- [STATED GOAL] Reproduce every record below exactly as written, leaving out any pictures.

Pages as source code:
________________

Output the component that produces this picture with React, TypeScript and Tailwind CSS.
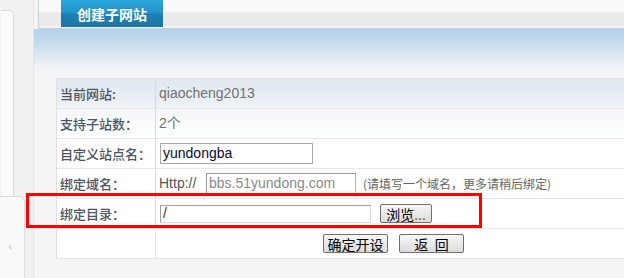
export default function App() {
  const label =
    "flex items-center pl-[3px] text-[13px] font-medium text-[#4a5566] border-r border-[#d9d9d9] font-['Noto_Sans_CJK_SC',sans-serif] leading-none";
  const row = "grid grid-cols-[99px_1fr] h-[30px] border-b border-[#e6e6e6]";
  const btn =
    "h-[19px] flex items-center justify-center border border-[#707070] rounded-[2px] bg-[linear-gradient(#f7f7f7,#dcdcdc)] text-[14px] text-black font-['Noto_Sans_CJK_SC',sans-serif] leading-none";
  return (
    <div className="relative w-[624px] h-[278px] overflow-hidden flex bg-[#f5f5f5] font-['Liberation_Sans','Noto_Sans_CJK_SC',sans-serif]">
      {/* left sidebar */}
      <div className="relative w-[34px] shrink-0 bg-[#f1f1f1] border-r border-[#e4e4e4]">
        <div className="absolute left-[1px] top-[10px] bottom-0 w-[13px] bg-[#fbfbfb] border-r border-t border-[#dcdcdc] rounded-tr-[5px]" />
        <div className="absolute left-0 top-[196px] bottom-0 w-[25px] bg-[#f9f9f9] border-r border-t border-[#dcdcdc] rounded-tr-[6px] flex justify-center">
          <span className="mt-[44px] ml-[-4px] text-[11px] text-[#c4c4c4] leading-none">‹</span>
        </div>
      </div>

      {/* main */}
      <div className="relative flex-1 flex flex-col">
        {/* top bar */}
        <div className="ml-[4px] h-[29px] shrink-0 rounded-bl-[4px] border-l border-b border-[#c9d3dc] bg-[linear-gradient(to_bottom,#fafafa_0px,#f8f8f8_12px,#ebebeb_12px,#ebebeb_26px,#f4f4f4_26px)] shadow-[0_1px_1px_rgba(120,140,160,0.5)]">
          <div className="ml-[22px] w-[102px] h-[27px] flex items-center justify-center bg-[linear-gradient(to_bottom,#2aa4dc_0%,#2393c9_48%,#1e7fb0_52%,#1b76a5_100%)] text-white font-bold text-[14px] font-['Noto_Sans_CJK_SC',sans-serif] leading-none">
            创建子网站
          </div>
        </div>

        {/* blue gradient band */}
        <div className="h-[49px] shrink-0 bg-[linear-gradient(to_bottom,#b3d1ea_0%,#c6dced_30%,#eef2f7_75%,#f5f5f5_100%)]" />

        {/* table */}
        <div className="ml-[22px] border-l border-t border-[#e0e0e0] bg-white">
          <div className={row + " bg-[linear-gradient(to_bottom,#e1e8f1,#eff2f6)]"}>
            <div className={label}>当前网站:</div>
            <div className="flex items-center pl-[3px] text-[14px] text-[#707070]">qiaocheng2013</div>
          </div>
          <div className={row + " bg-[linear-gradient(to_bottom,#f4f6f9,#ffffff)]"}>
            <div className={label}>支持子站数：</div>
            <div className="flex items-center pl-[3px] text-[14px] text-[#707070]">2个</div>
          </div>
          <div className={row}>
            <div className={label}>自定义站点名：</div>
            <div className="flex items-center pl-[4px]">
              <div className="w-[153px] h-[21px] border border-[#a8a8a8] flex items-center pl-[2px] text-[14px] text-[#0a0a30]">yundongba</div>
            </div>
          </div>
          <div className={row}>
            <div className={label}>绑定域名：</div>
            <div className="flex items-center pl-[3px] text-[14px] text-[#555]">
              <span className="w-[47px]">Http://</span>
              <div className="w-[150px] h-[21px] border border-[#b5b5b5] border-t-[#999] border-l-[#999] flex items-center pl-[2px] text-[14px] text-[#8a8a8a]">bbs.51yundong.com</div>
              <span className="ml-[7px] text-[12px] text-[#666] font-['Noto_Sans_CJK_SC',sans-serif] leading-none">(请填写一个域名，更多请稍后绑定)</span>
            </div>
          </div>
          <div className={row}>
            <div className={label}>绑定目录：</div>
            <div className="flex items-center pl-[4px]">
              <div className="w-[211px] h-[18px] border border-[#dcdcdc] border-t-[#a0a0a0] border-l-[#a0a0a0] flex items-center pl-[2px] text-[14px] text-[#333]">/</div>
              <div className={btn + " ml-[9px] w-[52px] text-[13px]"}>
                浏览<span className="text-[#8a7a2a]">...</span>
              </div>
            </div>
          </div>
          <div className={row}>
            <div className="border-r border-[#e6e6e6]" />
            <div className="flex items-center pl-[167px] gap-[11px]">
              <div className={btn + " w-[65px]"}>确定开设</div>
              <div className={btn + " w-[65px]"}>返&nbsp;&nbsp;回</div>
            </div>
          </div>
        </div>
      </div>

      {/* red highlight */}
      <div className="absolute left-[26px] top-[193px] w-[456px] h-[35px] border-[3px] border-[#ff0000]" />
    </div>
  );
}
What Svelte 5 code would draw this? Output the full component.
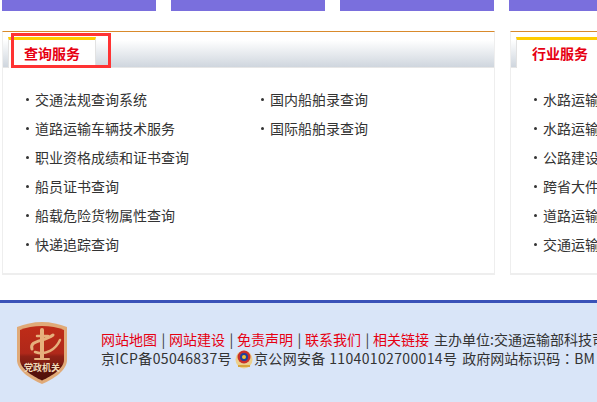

________________

- [ANSWER TO THIS TASK]
Output the component that produces this picture with React, TypeScript and Tailwind CSS.
export default function App() {
  const label =
    "flex items-center pl-[3px] text-[13px] font-medium text-[#4a5566] border-r border-[#d9d9d9] font-['Noto_Sans_CJK_SC',sans-serif] leading-none";
  const row = "grid grid-cols-[99px_1fr] h-[30px] border-b border-[#e6e6e6]";
  const btn =
    "h-[19px] flex items-center justify-center border border-[#707070] rounded-[2px] bg-[linear-gradient(#f7f7f7,#dcdcdc)] text-[14px] text-black font-['Noto_Sans_CJK_SC',sans-serif] leading-none";
  return (
    <div className="relative w-[624px] h-[278px] overflow-hidden flex bg-[#f5f5f5] font-['Liberation_Sans','Noto_Sans_CJK_SC',sans-serif]">
      {/* left sidebar */}
      <div className="relative w-[34px] shrink-0 bg-[#f1f1f1] border-r border-[#e4e4e4]">
        <div className="absolute left-[1px] top-[10px] bottom-0 w-[13px] bg-[#fbfbfb] border-r border-t border-[#dcdcdc] rounded-tr-[5px]" />
        <div className="absolute left-0 top-[196px] bottom-0 w-[25px] bg-[#f9f9f9] border-r border-t border-[#dcdcdc] rounded-tr-[6px] flex justify-center">
          <span className="mt-[44px] ml-[-4px] text-[11px] text-[#c4c4c4] leading-none">‹</span>
        </div>
      </div>

      {/* main */}
      <div className="relative flex-1 flex flex-col">
        {/* top bar */}
        <div className="ml-[4px] h-[29px] shrink-0 rounded-bl-[4px] border-l border-b border-[#c9d3dc] bg-[linear-gradient(to_bottom,#fafafa_0px,#f8f8f8_12px,#ebebeb_12px,#ebebeb_26px,#f4f4f4_26px)] shadow-[0_1px_1px_rgba(120,140,160,0.5)]">
          <div className="ml-[22px] w-[102px] h-[27px] flex items-center justify-center bg-[linear-gradient(to_bottom,#2aa4dc_0%,#2393c9_48%,#1e7fb0_52%,#1b76a5_100%)] text-white font-bold text-[14px] font-['Noto_Sans_CJK_SC',sans-serif] leading-none">
            创建子网站
          </div>
        </div>

        {/* blue gradient band */}
        <div className="h-[49px] shrink-0 bg-[linear-gradient(to_bottom,#b3d1ea_0%,#c6dced_30%,#eef2f7_75%,#f5f5f5_100%)]" />

        {/* table */}
        <div className="ml-[22px] border-l border-t border-[#e0e0e0] bg-white">
          <div className={row + " bg-[linear-gradient(to_bottom,#e1e8f1,#eff2f6)]"}>
            <div className={label}>当前网站:</div>
            <div className="flex items-center pl-[3px] text-[14px] text-[#707070]">qiaocheng2013</div>
          </div>
          <div className={row + " bg-[linear-gradient(to_bottom,#f4f6f9,#ffffff)]"}>
            <div className={label}>支持子站数：</div>
            <div className="flex items-center pl-[3px] text-[14px] text-[#707070]">2个</div>
          </div>
          <div className={row}>
            <div className={label}>自定义站点名：</div>
            <div className="flex items-center pl-[4px]">
              <div className="w-[153px] h-[21px] border border-[#a8a8a8] flex items-center pl-[2px] text-[14px] text-[#0a0a30]">yundongba</div>
            </div>
          </div>
          <div className={row}>
            <div className={label}>绑定域名：</div>
            <div className="flex items-center pl-[3px] text-[14px] text-[#555]">
              <span className="w-[47px]">Http://</span>
              <div className="w-[150px] h-[21px] border border-[#b5b5b5] border-t-[#999] border-l-[#999] flex items-center pl-[2px] text-[14px] text-[#8a8a8a]">bbs.51yundong.com</div>
              <span className="ml-[7px] text-[12px] text-[#666] font-['Noto_Sans_CJK_SC',sans-serif] leading-none">(请填写一个域名，更多请稍后绑定)</span>
            </div>
          </div>
          <div className={row}>
            <div className={label}>绑定目录：</div>
            <div className="flex items-center pl-[4px]">
              <div className="w-[211px] h-[18px] border border-[#dcdcdc] border-t-[#a0a0a0] border-l-[#a0a0a0] flex items-center pl-[2px] text-[14px] text-[#333]">/</div>
              <div className={btn + " ml-[9px] w-[52px] text-[13px]"}>
                浏览<span className="text-[#8a7a2a]">...</span>
              </div>
            </div>
          </div>
          <div className={row}>
            <div className="border-r border-[#e6e6e6]" />
            <div className="flex items-center pl-[167px] gap-[11px]">
              <div className={btn + " w-[65px]"}>确定开设</div>
              <div className={btn + " w-[65px]"}>返&nbsp;&nbsp;回</div>
            </div>
          </div>
        </div>
      </div>

      {/* red highlight */}
      <div className="absolute left-[26px] top-[193px] w-[456px] h-[35px] border-[3px] border-[#ff0000]" />
    </div>
  );
}
What Svelte 5 code would draw this? Output the full component.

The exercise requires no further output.